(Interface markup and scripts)
:::::

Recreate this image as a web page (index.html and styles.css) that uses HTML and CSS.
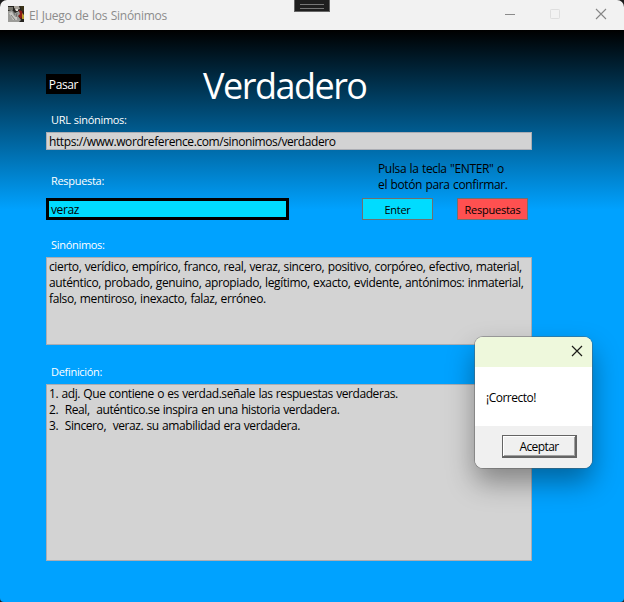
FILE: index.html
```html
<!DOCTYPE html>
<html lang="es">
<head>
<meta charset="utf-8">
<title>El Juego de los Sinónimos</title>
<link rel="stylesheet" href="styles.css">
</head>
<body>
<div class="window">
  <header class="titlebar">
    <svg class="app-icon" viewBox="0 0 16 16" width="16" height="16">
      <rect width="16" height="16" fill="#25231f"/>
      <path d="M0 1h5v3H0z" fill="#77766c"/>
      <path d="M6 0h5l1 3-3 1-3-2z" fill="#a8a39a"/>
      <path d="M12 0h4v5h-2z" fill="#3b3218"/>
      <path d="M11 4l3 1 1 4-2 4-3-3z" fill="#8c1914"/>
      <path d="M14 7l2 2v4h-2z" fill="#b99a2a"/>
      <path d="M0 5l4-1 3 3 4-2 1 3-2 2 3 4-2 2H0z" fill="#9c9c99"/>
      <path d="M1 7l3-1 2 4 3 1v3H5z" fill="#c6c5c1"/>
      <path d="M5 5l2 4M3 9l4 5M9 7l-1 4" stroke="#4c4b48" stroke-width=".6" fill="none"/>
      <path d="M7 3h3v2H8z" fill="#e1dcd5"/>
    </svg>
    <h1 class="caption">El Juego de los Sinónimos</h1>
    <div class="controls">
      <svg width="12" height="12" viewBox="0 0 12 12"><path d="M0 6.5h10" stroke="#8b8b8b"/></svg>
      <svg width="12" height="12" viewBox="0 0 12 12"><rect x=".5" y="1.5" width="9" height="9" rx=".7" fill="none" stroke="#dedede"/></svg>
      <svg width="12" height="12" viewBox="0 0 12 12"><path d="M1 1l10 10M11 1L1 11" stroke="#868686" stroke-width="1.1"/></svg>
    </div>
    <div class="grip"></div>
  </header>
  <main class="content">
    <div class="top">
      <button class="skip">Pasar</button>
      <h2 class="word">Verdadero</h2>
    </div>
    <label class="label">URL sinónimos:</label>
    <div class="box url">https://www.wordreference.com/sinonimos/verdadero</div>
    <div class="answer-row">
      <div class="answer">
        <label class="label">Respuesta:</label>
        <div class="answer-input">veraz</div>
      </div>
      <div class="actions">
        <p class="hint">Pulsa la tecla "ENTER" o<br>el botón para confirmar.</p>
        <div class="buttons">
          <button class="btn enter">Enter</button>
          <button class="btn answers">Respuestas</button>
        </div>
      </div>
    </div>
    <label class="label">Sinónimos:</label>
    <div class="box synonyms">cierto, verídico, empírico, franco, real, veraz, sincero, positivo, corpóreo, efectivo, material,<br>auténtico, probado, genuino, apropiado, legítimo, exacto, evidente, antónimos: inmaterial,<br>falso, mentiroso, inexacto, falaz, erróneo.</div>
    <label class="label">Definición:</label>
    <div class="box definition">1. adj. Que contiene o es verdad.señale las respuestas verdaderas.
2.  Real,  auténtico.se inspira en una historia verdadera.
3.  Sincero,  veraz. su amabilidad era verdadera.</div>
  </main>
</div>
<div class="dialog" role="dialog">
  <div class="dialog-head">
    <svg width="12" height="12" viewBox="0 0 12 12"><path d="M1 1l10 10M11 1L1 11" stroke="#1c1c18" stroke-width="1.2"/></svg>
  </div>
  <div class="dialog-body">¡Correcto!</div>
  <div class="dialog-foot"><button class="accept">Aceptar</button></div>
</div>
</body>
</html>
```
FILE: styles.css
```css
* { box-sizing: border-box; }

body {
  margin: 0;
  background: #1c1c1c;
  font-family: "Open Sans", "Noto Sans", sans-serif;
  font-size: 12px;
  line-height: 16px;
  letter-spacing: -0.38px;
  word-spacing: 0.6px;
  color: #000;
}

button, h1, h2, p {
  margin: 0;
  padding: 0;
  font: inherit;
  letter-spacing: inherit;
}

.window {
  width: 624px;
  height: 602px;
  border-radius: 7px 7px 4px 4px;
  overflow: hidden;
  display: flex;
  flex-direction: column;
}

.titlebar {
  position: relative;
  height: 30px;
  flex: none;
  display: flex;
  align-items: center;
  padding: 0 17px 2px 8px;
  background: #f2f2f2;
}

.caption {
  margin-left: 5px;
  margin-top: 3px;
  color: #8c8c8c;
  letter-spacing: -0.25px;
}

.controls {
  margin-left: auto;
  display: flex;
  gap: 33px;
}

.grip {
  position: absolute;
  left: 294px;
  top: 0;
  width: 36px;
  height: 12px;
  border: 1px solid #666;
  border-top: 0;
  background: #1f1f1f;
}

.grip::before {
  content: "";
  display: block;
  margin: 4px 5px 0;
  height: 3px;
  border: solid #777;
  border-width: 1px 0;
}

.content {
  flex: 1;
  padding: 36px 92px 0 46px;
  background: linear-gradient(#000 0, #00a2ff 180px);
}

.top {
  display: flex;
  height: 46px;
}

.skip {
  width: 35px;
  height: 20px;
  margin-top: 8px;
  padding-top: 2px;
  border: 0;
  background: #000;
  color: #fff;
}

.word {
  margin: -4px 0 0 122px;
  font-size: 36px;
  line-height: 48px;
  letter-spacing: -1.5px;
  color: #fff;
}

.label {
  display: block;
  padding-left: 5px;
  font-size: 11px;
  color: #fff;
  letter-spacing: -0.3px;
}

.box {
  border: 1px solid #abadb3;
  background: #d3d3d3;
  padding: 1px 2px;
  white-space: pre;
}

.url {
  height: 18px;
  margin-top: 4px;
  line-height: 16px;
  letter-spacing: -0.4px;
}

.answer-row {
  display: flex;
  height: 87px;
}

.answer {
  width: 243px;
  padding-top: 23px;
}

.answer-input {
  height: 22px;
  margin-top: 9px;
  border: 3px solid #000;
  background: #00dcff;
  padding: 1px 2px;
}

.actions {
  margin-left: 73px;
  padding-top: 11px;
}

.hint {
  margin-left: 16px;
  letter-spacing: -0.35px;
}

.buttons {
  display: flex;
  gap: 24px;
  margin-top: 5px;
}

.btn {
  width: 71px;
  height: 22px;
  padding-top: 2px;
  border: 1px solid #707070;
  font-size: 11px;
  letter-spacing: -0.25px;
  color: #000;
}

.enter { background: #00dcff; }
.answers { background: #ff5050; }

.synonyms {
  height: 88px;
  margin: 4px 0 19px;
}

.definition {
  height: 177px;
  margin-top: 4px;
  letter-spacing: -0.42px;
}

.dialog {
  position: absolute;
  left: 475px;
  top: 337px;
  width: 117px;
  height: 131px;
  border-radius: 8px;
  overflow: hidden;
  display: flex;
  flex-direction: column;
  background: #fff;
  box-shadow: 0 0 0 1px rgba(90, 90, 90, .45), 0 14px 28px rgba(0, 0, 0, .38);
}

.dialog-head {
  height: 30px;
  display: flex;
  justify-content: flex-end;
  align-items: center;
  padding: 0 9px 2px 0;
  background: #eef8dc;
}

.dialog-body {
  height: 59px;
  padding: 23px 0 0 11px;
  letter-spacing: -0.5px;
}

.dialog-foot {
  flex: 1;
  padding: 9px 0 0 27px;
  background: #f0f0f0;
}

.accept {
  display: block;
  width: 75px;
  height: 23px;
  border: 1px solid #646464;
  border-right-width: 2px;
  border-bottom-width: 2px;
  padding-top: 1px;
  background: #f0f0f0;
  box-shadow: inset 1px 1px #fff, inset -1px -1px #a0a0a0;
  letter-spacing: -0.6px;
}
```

:::::

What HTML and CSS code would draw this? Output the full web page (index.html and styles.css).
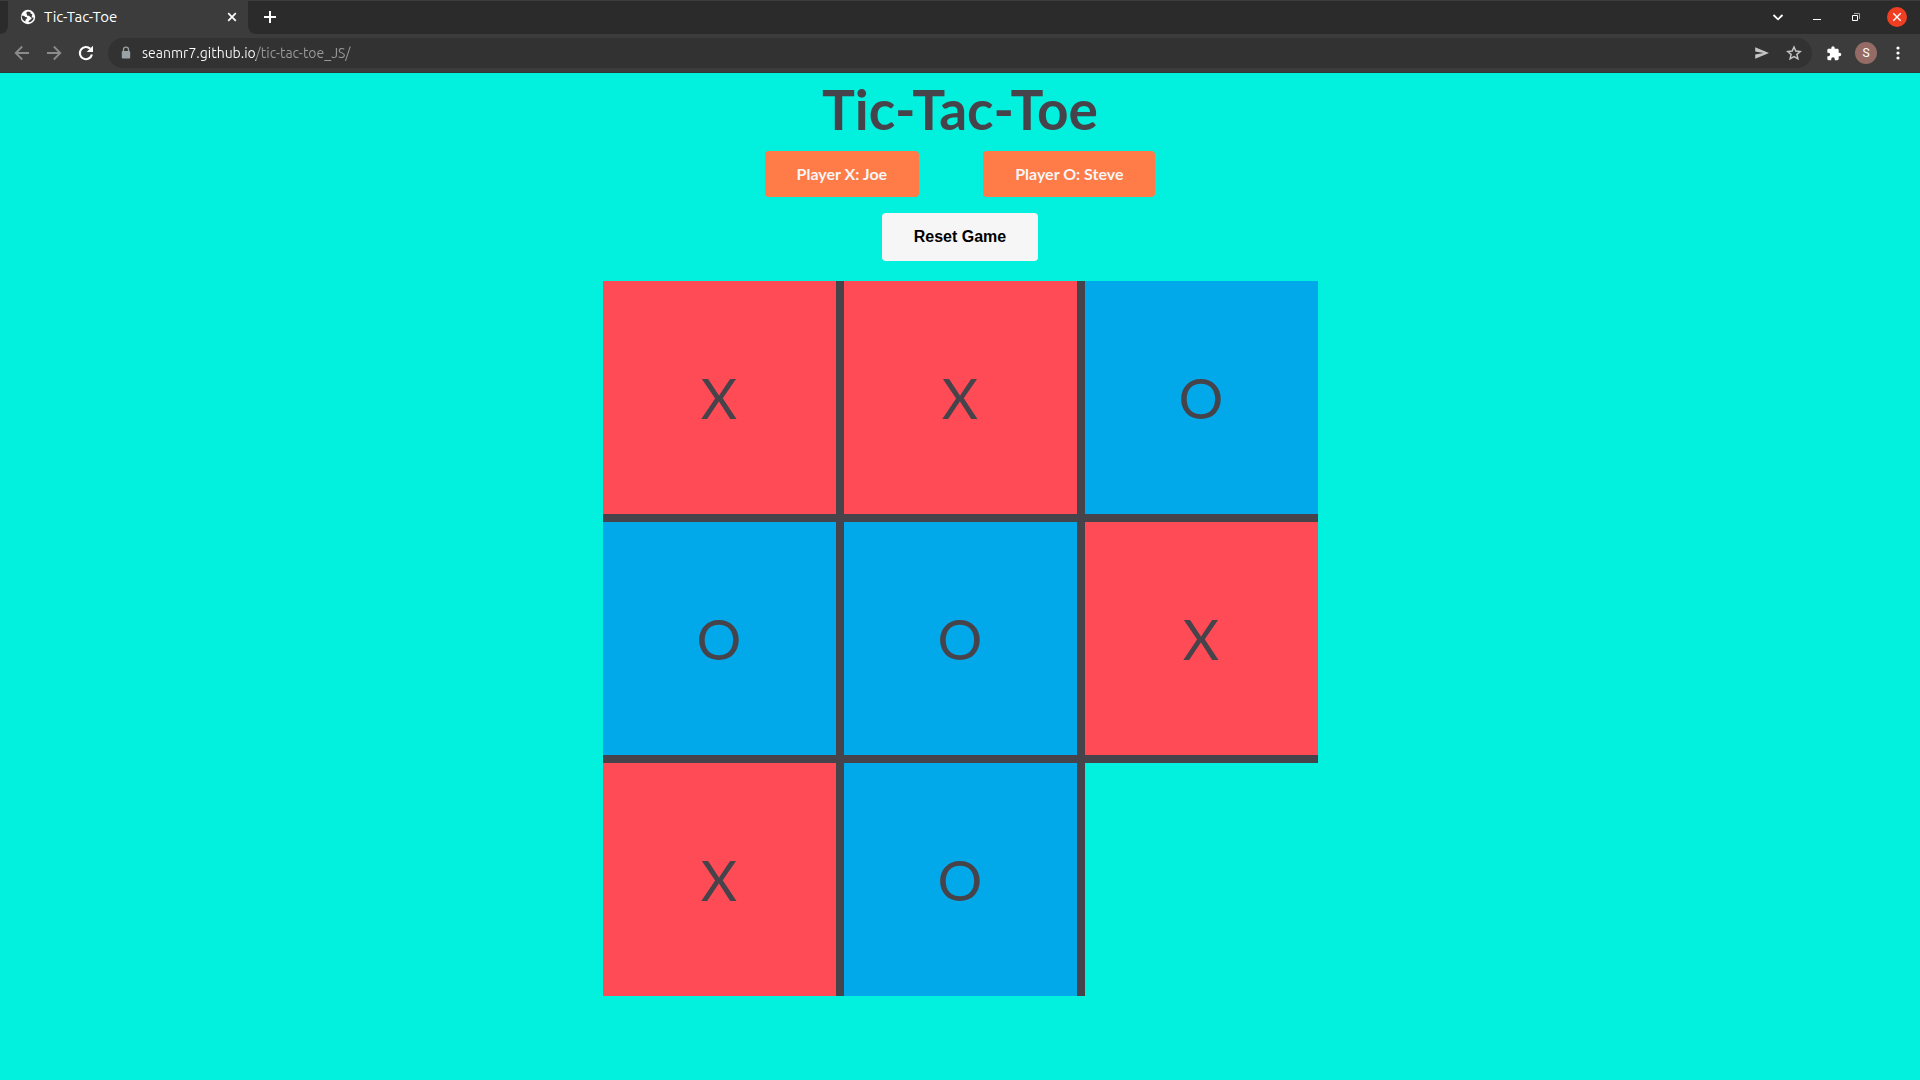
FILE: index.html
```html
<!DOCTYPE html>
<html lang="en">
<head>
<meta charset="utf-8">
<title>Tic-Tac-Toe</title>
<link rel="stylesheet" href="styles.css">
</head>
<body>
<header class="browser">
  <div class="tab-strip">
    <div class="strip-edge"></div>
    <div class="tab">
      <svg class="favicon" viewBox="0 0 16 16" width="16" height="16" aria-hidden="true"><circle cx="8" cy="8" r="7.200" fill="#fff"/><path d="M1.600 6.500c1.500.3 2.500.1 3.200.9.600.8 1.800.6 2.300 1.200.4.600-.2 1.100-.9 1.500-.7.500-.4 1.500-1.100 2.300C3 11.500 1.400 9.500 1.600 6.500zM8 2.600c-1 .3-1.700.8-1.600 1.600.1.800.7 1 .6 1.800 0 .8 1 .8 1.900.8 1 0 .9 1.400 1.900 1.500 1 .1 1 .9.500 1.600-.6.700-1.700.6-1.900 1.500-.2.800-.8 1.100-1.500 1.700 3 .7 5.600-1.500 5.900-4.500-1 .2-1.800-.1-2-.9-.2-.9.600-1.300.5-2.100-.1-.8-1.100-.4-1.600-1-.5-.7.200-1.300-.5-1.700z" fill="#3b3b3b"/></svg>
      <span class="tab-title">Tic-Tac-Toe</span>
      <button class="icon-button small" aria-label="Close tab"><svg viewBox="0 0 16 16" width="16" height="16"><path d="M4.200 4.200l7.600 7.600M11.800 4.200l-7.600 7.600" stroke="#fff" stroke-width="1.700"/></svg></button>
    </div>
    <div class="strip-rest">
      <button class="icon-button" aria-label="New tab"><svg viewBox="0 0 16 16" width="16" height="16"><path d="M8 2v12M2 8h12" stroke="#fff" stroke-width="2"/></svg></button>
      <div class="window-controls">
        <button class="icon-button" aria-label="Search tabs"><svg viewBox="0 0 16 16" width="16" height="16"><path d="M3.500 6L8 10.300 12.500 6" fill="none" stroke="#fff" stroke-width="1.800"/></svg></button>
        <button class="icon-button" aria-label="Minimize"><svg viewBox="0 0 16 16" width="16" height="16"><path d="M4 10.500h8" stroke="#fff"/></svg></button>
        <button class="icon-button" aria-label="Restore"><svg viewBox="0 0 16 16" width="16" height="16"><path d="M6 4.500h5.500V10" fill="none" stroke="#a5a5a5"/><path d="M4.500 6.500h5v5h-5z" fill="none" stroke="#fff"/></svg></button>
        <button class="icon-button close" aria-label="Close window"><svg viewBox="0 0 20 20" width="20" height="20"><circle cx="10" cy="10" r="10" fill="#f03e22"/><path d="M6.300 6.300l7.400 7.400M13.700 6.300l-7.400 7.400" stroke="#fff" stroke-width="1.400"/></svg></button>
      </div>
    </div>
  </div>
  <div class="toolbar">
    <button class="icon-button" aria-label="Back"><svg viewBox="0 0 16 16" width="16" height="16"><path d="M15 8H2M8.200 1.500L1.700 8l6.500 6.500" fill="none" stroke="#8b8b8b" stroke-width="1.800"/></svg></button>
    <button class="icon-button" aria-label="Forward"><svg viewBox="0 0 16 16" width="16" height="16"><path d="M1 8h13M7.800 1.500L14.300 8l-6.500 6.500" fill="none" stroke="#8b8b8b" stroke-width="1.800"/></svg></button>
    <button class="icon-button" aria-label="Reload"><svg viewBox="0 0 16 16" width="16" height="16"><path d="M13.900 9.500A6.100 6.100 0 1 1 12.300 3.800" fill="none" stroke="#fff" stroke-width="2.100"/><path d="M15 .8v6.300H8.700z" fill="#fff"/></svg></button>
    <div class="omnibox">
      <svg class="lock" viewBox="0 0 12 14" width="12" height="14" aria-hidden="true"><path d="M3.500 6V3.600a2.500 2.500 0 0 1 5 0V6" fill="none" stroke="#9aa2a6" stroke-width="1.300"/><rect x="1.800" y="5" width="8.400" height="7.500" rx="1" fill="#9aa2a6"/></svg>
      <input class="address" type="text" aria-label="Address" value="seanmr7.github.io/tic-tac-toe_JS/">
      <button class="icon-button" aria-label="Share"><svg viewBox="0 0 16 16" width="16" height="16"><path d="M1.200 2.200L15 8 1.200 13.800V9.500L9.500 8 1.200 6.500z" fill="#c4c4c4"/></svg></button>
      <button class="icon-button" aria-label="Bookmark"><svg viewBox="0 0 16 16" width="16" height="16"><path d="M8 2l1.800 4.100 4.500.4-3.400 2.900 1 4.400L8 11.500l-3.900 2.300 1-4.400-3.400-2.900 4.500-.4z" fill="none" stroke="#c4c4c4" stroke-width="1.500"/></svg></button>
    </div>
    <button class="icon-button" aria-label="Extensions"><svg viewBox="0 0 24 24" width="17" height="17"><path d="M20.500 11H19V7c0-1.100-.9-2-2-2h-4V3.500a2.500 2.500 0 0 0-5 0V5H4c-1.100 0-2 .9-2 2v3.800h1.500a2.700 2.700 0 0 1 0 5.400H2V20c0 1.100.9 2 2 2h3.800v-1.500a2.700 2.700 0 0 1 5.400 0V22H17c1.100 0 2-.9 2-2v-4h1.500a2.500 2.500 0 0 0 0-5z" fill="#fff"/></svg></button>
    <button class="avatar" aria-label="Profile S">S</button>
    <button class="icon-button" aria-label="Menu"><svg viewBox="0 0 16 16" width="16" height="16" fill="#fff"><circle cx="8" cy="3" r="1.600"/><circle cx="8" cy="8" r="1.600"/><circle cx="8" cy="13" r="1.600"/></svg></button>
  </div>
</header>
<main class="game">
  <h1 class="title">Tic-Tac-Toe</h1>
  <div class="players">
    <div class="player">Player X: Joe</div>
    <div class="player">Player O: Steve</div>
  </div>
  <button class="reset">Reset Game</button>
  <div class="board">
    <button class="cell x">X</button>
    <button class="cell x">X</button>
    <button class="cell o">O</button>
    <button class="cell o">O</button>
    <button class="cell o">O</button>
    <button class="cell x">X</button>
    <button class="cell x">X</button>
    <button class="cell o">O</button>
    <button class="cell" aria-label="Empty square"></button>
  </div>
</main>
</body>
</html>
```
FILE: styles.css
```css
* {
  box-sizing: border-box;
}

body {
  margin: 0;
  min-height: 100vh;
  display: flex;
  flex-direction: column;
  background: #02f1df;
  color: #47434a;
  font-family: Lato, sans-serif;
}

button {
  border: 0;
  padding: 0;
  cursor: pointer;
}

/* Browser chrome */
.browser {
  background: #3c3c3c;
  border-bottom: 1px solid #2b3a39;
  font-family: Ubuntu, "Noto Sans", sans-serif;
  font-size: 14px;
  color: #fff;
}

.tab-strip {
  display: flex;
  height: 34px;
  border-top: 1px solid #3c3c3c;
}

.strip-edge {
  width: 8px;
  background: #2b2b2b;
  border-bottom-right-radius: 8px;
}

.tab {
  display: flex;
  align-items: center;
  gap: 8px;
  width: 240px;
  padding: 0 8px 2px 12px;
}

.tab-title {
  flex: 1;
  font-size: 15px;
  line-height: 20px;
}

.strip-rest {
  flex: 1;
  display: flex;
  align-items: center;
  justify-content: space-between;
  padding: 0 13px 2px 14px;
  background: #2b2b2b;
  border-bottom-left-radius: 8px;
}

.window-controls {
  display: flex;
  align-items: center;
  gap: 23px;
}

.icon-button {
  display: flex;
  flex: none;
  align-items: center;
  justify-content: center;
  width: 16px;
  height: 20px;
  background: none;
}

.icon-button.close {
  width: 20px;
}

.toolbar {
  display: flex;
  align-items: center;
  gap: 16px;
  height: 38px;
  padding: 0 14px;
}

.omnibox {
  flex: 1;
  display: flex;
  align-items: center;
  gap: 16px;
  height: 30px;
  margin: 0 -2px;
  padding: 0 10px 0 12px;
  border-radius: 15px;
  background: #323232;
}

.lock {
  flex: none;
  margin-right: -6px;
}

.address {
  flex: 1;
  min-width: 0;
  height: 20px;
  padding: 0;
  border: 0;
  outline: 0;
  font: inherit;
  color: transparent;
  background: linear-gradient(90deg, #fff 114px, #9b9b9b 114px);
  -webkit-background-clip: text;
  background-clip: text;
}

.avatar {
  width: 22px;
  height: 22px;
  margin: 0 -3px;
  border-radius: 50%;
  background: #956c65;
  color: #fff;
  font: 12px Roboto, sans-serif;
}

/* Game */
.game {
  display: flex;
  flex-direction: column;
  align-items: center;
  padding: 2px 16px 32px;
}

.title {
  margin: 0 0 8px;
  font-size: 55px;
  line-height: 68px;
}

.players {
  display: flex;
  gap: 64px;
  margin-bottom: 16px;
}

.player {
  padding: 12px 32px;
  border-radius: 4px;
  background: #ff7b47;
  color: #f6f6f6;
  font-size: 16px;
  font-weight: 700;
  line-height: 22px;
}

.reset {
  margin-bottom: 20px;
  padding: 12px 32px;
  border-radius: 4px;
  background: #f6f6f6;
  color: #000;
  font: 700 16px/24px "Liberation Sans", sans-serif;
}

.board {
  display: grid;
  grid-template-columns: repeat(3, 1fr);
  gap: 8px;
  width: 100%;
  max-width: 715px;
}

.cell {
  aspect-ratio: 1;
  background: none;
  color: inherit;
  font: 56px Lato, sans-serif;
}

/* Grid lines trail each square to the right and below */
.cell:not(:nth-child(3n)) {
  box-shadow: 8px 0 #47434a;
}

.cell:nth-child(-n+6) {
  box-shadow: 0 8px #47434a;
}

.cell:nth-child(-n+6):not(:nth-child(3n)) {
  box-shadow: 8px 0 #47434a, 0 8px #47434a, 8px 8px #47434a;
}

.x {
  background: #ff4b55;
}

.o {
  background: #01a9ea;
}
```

:::::

# Exercise task
Copy every line of the data that holds the string "page".

# Output
Recreate this image as a web page (index.html and styles.css) that uses HTML and CSS.
What HTML and CSS code would draw this? Output the full web page (index.html and styles.css).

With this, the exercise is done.